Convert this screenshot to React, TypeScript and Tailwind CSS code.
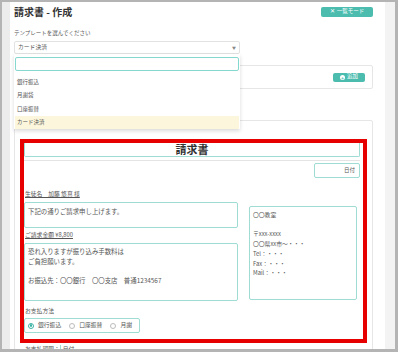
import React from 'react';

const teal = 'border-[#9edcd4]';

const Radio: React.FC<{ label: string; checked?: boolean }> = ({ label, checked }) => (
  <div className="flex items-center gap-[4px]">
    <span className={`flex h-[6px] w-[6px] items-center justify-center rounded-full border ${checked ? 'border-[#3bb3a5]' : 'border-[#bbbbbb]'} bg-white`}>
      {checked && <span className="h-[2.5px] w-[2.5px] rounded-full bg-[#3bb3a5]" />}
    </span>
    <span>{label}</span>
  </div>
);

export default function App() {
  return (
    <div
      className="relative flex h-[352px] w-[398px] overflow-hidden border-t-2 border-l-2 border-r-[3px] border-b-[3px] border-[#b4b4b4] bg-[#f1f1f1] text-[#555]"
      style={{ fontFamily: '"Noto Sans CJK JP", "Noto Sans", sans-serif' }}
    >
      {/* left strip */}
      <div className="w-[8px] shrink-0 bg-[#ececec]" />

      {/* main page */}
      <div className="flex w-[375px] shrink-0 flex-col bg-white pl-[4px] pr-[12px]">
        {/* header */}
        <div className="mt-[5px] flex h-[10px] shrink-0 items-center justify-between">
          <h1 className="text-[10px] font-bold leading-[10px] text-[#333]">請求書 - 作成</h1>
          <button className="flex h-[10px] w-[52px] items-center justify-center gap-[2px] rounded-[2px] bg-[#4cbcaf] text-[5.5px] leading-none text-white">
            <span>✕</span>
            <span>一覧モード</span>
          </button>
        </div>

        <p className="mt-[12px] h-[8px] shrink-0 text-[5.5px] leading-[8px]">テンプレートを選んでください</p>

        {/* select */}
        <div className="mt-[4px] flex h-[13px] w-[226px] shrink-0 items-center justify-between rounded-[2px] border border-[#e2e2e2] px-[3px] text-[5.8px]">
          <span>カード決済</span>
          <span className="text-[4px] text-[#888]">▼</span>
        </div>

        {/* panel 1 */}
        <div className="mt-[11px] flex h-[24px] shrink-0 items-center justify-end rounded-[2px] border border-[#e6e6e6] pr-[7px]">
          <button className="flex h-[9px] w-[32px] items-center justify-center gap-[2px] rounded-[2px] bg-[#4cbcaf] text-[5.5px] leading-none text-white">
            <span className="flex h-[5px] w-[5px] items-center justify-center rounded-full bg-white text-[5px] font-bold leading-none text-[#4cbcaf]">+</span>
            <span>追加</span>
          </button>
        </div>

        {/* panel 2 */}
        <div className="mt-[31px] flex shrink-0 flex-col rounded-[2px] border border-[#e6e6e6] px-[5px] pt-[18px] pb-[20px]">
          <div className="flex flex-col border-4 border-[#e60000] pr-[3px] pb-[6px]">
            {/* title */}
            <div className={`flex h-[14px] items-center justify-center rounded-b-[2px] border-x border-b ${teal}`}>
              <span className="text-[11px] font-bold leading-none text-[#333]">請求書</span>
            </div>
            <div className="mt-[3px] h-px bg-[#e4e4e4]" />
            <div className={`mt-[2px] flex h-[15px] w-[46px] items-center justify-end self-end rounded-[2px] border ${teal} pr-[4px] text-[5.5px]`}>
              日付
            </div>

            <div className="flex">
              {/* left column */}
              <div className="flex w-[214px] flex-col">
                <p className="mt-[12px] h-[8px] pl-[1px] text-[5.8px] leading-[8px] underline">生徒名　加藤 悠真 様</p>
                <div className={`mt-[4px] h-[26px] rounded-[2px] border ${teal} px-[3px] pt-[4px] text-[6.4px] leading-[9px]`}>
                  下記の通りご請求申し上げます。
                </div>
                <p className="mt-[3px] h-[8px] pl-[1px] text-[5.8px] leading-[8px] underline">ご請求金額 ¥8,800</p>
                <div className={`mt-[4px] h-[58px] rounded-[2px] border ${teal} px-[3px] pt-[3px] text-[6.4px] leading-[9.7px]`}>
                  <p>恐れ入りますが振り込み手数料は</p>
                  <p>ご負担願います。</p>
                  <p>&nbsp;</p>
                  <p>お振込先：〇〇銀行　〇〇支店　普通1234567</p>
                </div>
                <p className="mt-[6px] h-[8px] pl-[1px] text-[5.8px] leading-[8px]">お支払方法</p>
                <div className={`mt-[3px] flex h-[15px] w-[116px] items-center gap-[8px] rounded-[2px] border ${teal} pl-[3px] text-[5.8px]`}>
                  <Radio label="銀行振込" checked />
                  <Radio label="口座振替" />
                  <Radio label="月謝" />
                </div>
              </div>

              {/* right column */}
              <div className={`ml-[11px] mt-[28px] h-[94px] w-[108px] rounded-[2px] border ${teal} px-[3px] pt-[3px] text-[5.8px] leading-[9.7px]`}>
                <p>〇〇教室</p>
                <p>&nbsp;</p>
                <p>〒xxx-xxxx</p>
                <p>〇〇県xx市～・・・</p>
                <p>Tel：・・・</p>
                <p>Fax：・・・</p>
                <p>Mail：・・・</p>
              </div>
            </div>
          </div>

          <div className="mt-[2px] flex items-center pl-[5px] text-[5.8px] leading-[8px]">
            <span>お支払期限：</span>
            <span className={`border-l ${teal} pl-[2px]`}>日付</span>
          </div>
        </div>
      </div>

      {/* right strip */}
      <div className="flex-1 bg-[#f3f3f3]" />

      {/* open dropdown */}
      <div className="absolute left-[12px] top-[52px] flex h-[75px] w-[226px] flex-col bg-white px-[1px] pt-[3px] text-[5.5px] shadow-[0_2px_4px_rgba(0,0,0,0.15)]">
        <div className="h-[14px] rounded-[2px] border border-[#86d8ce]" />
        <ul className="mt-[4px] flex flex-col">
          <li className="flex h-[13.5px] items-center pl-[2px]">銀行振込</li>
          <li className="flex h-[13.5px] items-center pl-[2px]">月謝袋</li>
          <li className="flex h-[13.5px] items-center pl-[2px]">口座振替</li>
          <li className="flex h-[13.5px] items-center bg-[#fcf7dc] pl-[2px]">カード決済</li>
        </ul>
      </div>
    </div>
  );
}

- - -

Copy each line above that contains the word "React".

Convert this screenshot to React, TypeScript and Tailwind CSS code.
import React from 'react';
const Radio: React.FC<{ label: string; checked?: boolean }> = ({ label, checked }) => (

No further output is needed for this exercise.